Gerardi described how health care professionals are struggling to meet competing demands. While conflict naturally occurs, the high prevalence of conflict can negatively impact patient care, increase health care costs, and diminish job satisfaction and personal well-being. “Conflict in health care is nothing new,” she explained. “What is new is that there is now empirical evidence demonstrating that our conflicts are causing harm to patients. This is in direct opposition to our core value system in health care: ‘First, do no harm.’”
“We create elaborate work-arounds to avoid conflict or to minimize the damage, rather than have the uncomfortable conversation,” Gerardi observed. “How long will it be until something more severe happens, until the work-around fails?”
Gerardi recommended using alternatives to adversarial approaches such as litigation, arbitration, or even evaluative mediation, which may only address the immediate issue and may heighten the tension long term. Instead, she encouraged health professionals and administrators to engage in on-going conversations in order to identify the root causes of conflict situations, including those stemming from health care practices (e.g. changes in the number of patients served, production pressures or expansion of the type of services demanded), as well as from personal issues (e.g. challenges at home, ongoing interpersonal conflicts, or even substance abuse and other mental health needs). “Once we understand the underlying sources of a conflict, then we need to approach it at the appropriate level. In health care, engaging at the relationship level creates opportunity to learn from the situation, surface and assess the issues, and help professionals to make changes before the next crisis occurs,” she explained.
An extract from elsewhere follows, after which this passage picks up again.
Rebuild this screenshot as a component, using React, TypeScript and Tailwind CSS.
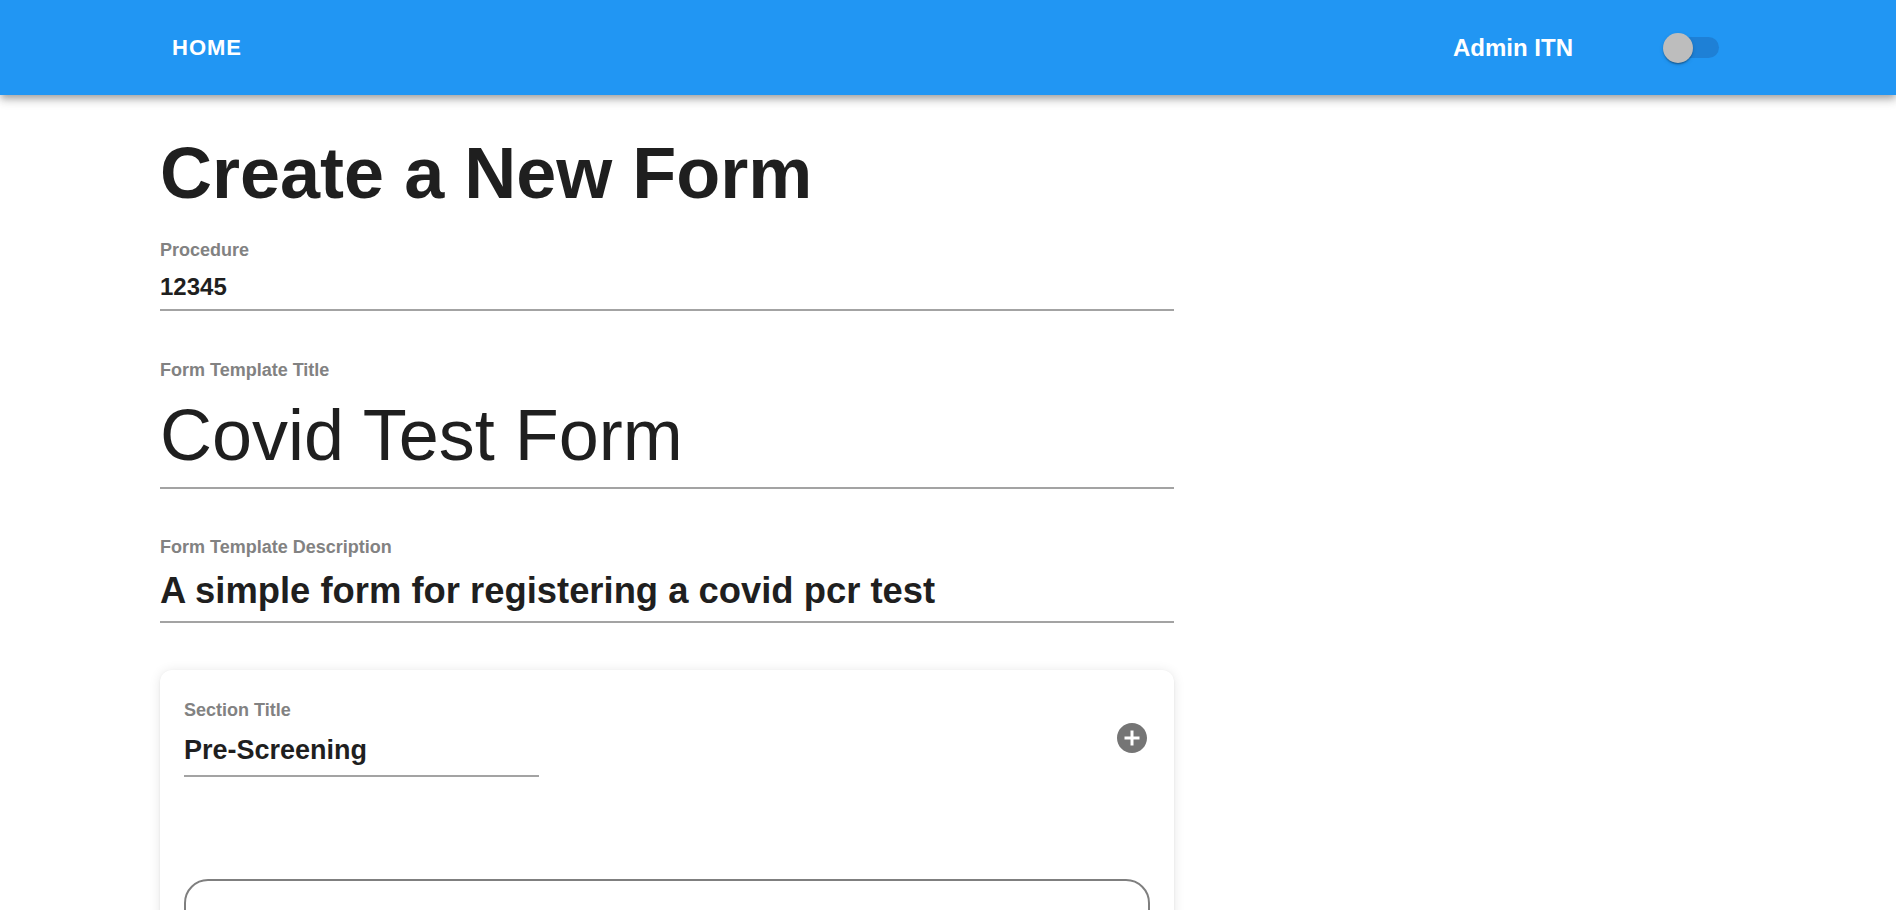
import React from "react";

function AddCircleIcon() {
  return (
    <svg viewBox="0 0 24 24" className="size-[36px] fill-[#757575]">
      <path d="M12 2C6.48 2 2 6.48 2 12s4.48 10 10 10 10-4.48 10-10S17.52 2 12 2zm5 11h-4v4h-2v-4H7v-2h4V7h2v4h4v2z" />
    </svg>
  );
}

function Field({
  label,
  value,
  valueClass,
  gap,
  lineGap,
}: {
  label: string;
  value: string;
  valueClass: string;
  gap: string;
  lineGap: string;
}) {
  return (
    <div className="flex flex-col">
      <label className="text-[18px] leading-[18px] font-bold text-[#828282]">{label}</label>
      <div className={`${gap} text-[#1f1f1f] whitespace-nowrap ${valueClass}`}>{value}</div>
      <div className={`${lineGap} h-[2px] bg-[#a3a3a3]`} />
    </div>
  );
}

export default function App() {
  return (
    <div className="min-h-screen bg-white font-['Liberation_Sans',Arial,sans-serif] overflow-hidden">
      <header className="relative z-10 h-[95px] bg-[#2196f3] flex items-center justify-between pl-[160px] pr-[177px] shadow-[0_3px_6px_-1.5px_rgba(0,0,0,0.2),0_6px_7.5px_0_rgba(0,0,0,0.14),0_1.5px_15px_0_rgba(0,0,0,0.12)]">
        <button className="px-3 text-[22px] leading-[24px] font-bold uppercase text-white tracking-[1px]">Home</button>
        <div className="flex items-center">
          <span className="text-[24px] leading-[24px] font-bold text-white">Admin ITN</span>
          <div className="relative ml-[90px] w-[56px] h-[30px]">
            <div className="absolute left-[5px] top-[4.5px] w-[51px] h-[21px] rounded-full bg-[#1e80d6]" />
            <div className="absolute left-0 top-0 size-[30px] rounded-full bg-[#bdbdbd] shadow-[0_2px_1.5px_-1px_rgba(0,0,0,0.2),0_1.5px_1.5px_0_rgba(0,0,0,0.14),0_1.5px_4.5px_0_rgba(0,0,0,0.12)]" />
          </div>
        </div>
      </header>

      <main className="pl-[160px] w-[1174px]">
        <h1 className="mt-[42px] text-[72px] leading-[72px] font-bold text-[#1f1f1f] whitespace-nowrap">Create a New Form</h1>

        <div className="mt-[32px]">
          <Field label="Procedure" value="12345" valueClass="text-[24px] leading-[24px] font-bold" gap="mt-[16px]" lineGap="mt-[10px]" />
        </div>

        <div className="mt-[50px]">
          <Field label="Form Template Title" value="Covid Test Form" valueClass="text-[72px] leading-[72px] font-normal" gap="mt-[20px]" lineGap="mt-[16px]" />
        </div>

        <div className="mt-[49px]">
          <Field
            label="Form Template Description"
            value="A simple form for registering a covid pcr test"
            valueClass="text-[36.4px] leading-[36px] font-bold"
            gap="mt-[16.5px]"
            lineGap="mt-[12.5px]"
          />
        </div>

        <section className="mt-[47px] w-[1014px] rounded-xl bg-white px-[24px] pt-[31px] pb-[40px] shadow-[0_1.5px_3px_-1px_rgba(0,0,0,0.15),0_1px_12px_0_rgba(0,0,0,0.1)]">
          <div className="flex items-center justify-between">
            <div className="w-[355px]">
              <Field label="Section Title" value="Pre-Screening" valueClass="text-[27px] leading-[27px] font-bold" gap="mt-[17.5px]" lineGap="mt-[11px]" />
            </div>
            <button className="mr-[0px] mt-[-2px]">
              <AddCircleIcon />
            </button>
          </div>
          <div className="mt-[102px] h-[220px] rounded-[24px] border-2 border-[#7f7f7f]" />
        </section>
      </main>
    </div>
  );
}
One of the audience members, Dr. Robert Pettignano, Medical Director Campus Operations at Children’s Healthcare of Atlanta at Hughes Spalding, observed that many physician hospital administrators have been placed in leadership roles due to their skills as doctors, not necessarily because they have any specialized expertise in leading, managing, or dealing with conflict. “How do we develop conflict competence, amidst other competing demands on our time?” he asked. “No one ever taught us how to do this.”
Gerardi explained that developing conflict competence is a life-long journey. “Health professionals learn through mimicking, so we need to have role models for conflict engagement, particularly leaders or senior professionals,” she said. “Education of health care professionals should include training and coaching in this area, to prepare future doctors, nurses, and others at the outset of their careers to deal with conflict appropriately as it arises.”
According to Gerardi, one of the primary ways that health care professionals avoid conflict is to outsource it to someone else. “We send problems to the legal department, to the human resources department, to the ethics department, up the chain of command, anywhere else so that we don’t have to deal with it,” she said.
Because of this, it is important that health law attorneys be conflict competent themselves. “Rather than approaching the conflict from the angle of who is right and who is wrong, as lawyers we can approach the problem by asking questions to separate the legal issues from other issues,” she said. “We can offer options as alternatives to litigation that enable health professionals to engage directly. We can facilitate better understanding between parties by using inquiry such as, ‘what were you thinking about when you included these terms in your contract or protocol? What is the best way to achieve those goals given what you know now?’ We can provide forums for open discussion, incorporate conflict specialists, and we can help to build in provisions and processes to prevent recurrence of the same conflict again in the future.”